Palin, being a government worker, had no reason to believe that answering these security questions was anything other than what Yahoo describes it as; Yahoo describes this on its email account sign-up form as "In case you forget your ID or password...", and if there is any hint of what I've just talked about, it's buried in the legalese I mentioned earlier, which I'm not going to comb through to see if it is there because part of my point is that no normal person will. I might be willing to mock a programmer for not thinking through the implications of the "security question" I've just laid out for you... in fact, scratch the "might", I definitely would... but I would not be willing to mock anybody without that knowledge and experience, anymore than I'd appreciate being mocked for my lack of even relatively-basic knowlegde of organic chemistry, or any other similarly rich, technical topics.
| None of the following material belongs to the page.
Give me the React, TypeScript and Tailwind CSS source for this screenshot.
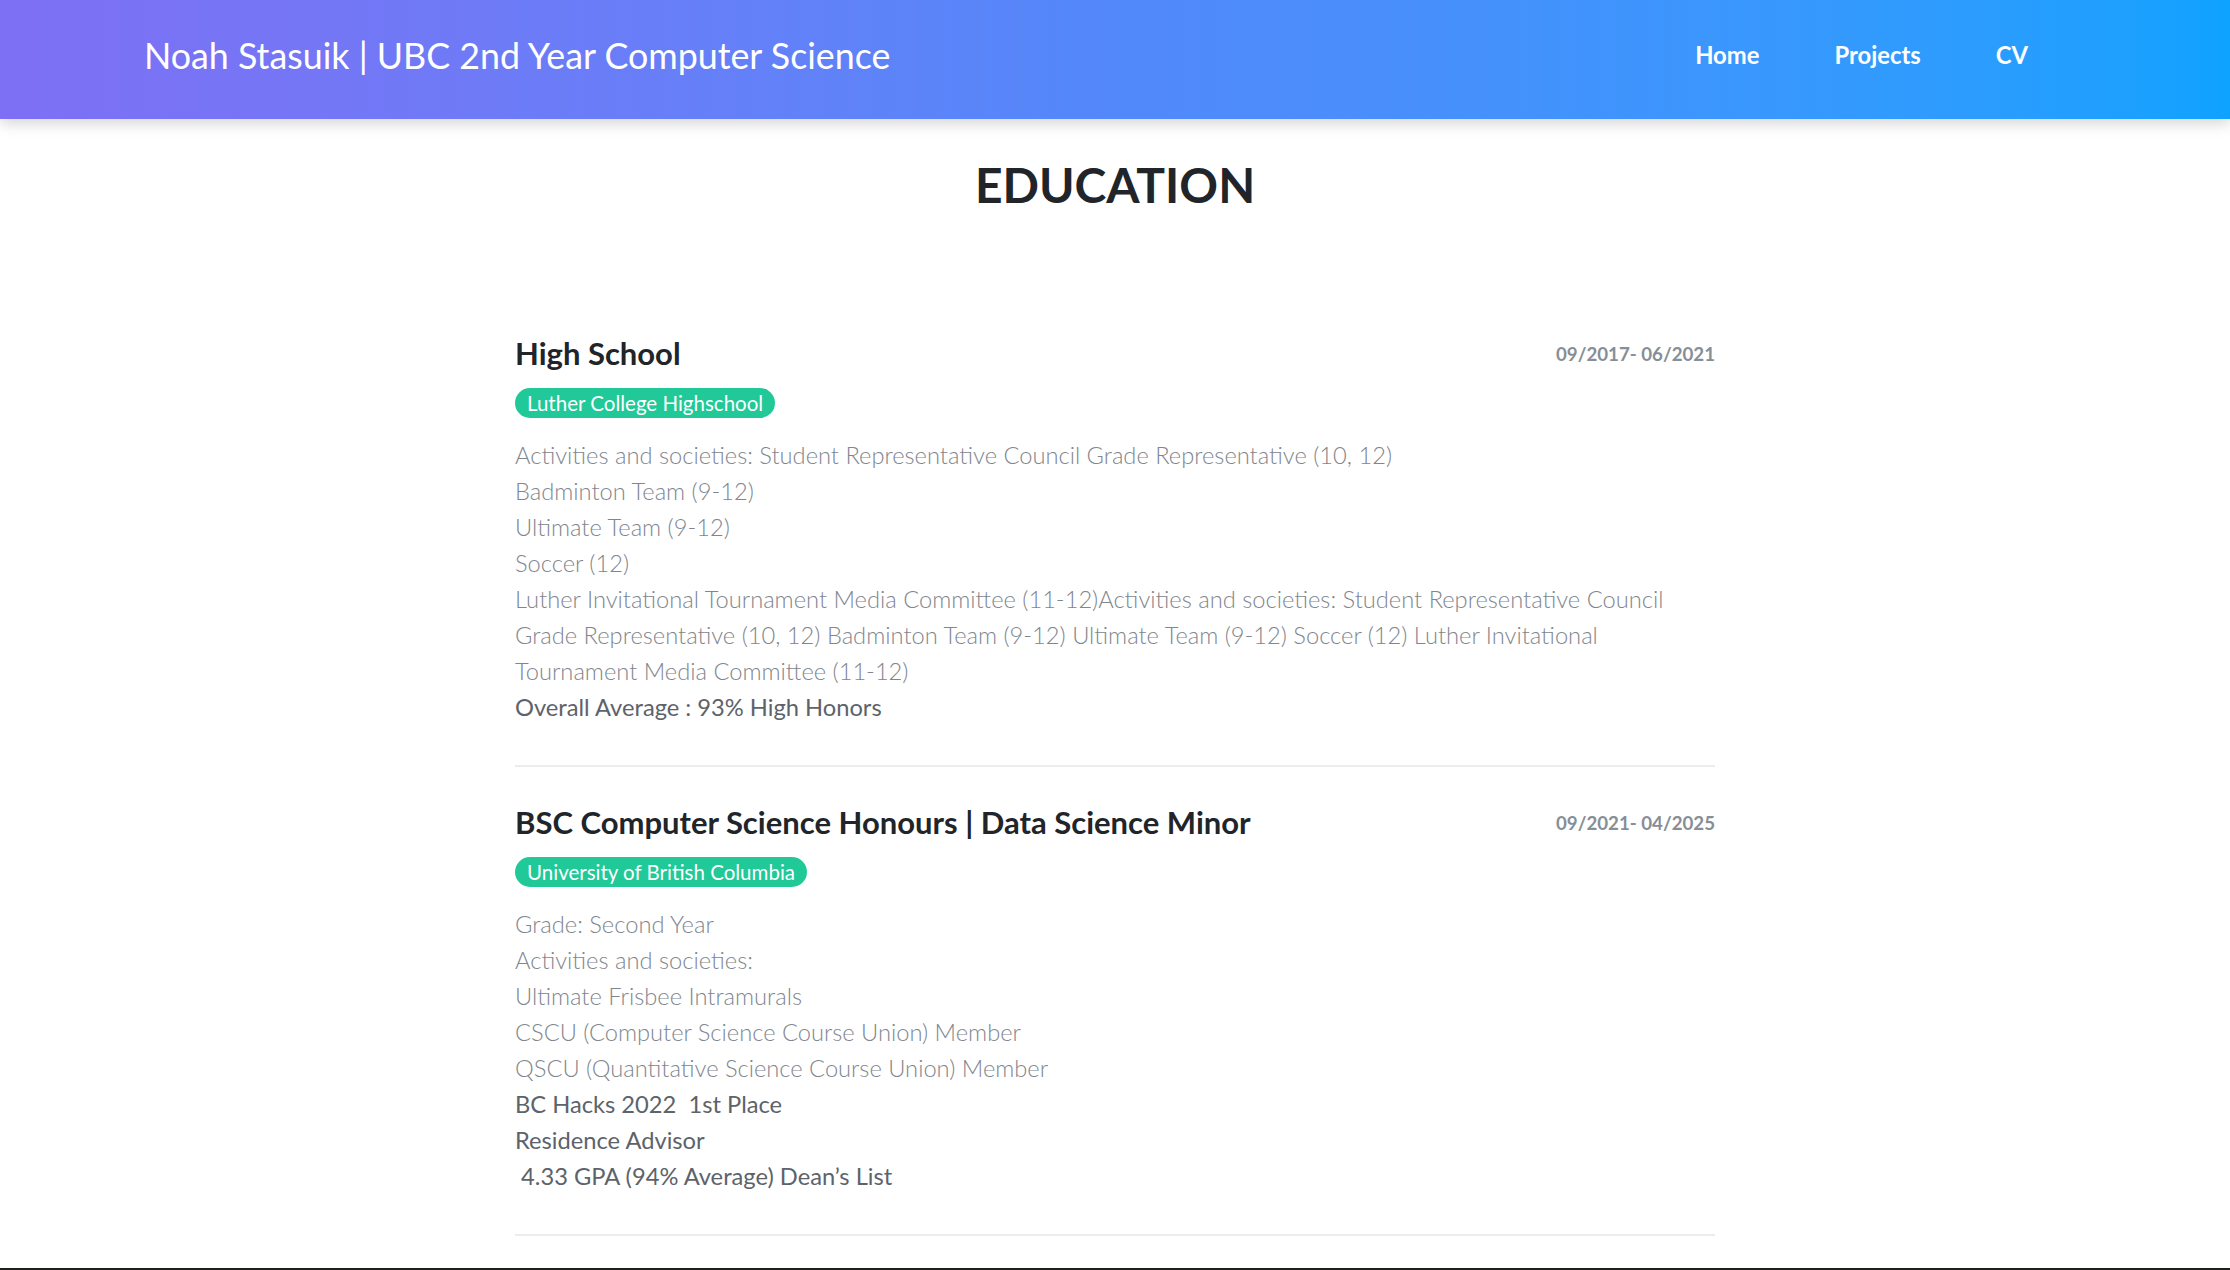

It shouldn't take years of college education to understand the implications of signing up for a free email account... but, alas, it sort of does. (Or you could read this post, of course, but I couldn't arm you with enough knowledge to independently derive this conclusion on your own in anything like a post of this size.
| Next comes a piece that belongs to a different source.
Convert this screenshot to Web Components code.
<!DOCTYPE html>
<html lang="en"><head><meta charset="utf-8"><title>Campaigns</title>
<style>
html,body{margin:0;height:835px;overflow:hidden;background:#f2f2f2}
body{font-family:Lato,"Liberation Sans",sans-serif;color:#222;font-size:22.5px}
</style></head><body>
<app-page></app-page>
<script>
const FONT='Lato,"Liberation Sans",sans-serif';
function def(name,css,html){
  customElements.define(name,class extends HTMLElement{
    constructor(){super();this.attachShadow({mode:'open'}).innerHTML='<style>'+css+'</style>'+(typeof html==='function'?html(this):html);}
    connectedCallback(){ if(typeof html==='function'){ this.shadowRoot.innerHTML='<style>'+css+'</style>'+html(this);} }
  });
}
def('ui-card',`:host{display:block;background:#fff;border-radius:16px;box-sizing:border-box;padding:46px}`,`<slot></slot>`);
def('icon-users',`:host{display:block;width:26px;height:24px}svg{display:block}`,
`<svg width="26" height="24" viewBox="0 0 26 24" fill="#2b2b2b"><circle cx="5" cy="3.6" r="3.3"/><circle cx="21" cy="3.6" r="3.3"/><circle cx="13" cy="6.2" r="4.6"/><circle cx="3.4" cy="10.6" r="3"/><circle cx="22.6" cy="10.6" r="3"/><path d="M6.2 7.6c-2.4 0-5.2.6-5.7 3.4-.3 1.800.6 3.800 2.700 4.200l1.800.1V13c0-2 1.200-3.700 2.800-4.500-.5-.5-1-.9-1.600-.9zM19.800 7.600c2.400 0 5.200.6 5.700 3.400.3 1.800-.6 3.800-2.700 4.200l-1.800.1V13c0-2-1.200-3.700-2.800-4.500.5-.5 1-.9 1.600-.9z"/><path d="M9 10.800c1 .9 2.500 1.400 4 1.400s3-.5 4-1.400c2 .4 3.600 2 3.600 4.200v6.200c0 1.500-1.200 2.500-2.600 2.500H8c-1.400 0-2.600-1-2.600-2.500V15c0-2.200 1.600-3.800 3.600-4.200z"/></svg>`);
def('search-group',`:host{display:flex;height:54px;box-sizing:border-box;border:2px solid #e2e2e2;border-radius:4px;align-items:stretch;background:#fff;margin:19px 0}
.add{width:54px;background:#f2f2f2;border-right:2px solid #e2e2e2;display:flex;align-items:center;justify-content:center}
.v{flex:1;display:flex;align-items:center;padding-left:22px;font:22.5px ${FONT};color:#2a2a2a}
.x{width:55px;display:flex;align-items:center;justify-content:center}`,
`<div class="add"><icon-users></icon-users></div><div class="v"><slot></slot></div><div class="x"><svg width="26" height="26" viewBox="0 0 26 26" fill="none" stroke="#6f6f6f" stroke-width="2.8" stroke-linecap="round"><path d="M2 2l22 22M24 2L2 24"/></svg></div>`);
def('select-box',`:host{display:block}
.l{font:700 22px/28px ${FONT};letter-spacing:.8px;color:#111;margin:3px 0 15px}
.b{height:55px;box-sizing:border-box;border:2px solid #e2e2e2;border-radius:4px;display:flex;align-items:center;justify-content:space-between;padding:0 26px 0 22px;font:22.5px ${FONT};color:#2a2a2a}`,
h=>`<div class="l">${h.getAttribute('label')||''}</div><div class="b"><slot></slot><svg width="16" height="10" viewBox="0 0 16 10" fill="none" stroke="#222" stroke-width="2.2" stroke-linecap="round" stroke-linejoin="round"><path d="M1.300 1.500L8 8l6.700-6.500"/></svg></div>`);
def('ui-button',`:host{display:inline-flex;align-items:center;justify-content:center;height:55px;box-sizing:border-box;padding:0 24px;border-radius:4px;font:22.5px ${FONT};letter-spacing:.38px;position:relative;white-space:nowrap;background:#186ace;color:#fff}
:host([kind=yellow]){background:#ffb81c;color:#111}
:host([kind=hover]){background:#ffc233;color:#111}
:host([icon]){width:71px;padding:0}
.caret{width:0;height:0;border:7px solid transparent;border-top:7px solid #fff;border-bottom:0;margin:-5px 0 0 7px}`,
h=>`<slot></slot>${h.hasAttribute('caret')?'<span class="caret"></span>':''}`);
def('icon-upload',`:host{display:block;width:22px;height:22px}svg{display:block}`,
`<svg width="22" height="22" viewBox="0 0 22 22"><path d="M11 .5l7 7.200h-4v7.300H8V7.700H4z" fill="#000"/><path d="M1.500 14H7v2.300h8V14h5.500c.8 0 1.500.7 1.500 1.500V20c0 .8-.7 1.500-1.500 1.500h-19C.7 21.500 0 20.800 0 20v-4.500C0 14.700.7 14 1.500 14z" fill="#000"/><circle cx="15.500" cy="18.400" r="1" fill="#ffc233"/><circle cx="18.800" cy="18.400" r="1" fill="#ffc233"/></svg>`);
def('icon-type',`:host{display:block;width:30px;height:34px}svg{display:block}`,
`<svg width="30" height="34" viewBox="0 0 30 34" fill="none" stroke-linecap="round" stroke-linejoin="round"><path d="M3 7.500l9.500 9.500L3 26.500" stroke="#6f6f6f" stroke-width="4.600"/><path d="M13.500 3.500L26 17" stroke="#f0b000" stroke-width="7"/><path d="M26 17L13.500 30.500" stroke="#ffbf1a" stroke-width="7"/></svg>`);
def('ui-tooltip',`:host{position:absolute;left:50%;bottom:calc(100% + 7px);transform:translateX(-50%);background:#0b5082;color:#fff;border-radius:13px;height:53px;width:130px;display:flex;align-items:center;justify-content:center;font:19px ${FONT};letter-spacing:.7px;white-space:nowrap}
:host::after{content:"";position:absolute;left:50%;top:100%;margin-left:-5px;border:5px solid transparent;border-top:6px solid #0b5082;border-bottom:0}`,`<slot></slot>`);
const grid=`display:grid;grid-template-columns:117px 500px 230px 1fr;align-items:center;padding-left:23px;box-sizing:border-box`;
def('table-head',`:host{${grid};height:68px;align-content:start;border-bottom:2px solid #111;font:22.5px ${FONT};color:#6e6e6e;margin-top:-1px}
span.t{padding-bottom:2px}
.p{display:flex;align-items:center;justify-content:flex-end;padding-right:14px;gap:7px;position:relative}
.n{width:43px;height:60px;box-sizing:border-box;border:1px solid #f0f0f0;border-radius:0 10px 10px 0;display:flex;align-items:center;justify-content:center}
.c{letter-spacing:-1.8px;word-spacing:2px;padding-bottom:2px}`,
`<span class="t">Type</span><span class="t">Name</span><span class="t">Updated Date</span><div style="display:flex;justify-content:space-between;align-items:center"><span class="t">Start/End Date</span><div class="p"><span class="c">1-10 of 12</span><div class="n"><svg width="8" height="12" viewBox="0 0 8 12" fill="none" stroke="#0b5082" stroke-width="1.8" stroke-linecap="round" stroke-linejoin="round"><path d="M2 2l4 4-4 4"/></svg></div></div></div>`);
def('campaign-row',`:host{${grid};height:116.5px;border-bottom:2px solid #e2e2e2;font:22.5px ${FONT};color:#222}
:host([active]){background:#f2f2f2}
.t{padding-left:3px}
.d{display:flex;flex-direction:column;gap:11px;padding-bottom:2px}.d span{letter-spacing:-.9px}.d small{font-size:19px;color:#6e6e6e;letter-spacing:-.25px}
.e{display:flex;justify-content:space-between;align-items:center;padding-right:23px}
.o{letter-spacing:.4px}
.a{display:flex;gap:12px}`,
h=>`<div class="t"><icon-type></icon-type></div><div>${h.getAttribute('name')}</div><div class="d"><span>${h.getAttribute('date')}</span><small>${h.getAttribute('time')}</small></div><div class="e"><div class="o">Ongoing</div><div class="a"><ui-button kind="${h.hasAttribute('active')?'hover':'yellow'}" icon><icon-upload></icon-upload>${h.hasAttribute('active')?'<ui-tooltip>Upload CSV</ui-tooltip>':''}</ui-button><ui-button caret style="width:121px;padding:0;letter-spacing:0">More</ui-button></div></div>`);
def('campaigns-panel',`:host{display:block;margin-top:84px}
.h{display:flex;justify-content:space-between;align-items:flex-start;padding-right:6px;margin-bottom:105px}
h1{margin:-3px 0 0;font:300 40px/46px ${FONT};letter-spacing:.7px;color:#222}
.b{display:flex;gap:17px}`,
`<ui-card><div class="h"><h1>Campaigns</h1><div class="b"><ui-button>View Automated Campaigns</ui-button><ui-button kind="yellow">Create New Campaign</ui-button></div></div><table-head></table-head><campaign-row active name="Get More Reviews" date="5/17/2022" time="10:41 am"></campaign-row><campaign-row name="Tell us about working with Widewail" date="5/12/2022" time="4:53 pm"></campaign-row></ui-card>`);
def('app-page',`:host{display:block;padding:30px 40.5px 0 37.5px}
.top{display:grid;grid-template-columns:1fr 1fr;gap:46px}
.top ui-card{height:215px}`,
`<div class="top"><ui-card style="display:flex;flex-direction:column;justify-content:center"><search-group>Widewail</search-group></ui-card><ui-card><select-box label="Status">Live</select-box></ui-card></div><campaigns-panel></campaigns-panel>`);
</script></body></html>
The hacker, as I said, obviously bears some responsibility, but as with Yahoo, there's a large, competitive market here, and if this particular person hadn't done it, somebody else would have. (Many others tried, though we'll never know how many.) In fact, it was so easy that a fairly inept hacker was the one who pulled it off, as evidenced by the fact that despite using a proxy service, against all odds he still managed to leave enough info to get the hack traced back to them fairly easily and quickly, so it seems. (Boo to those who released a name at this stage of the investigation.) I won't guarantee I wouldn't have been caught with the full resources of the relevant federal agencies brought to bear on me, but I will guarantee I wouldn't have used a proxy not even designed for anonymous use, nor would I have left any URL in any screen shots for anyone to find! I sort of feel bad for this guy, because stumbling into the Fed's crosshairs like this shouldn't be this easy. Ultimately, that's not an excuse, but I can still feel a bit sorry for him.
The final verdict is that computer security is really hard, because security is fundamentally predicated on the user's ability to protect him- or herself, and that is a horrible thing for security to be predicated upon!
That's it. That's all the conclusion I've got. No solutions, no improvements, because I don't think there are any possible. Everyone acted perfectly rationally (as I would say the proposal that everybody needs to spend huge amounts of time to learn about security is totally irrational; even limiting it to "those who should know better" is an impossible educational task), and the end result was totally insecure. How do you fight that?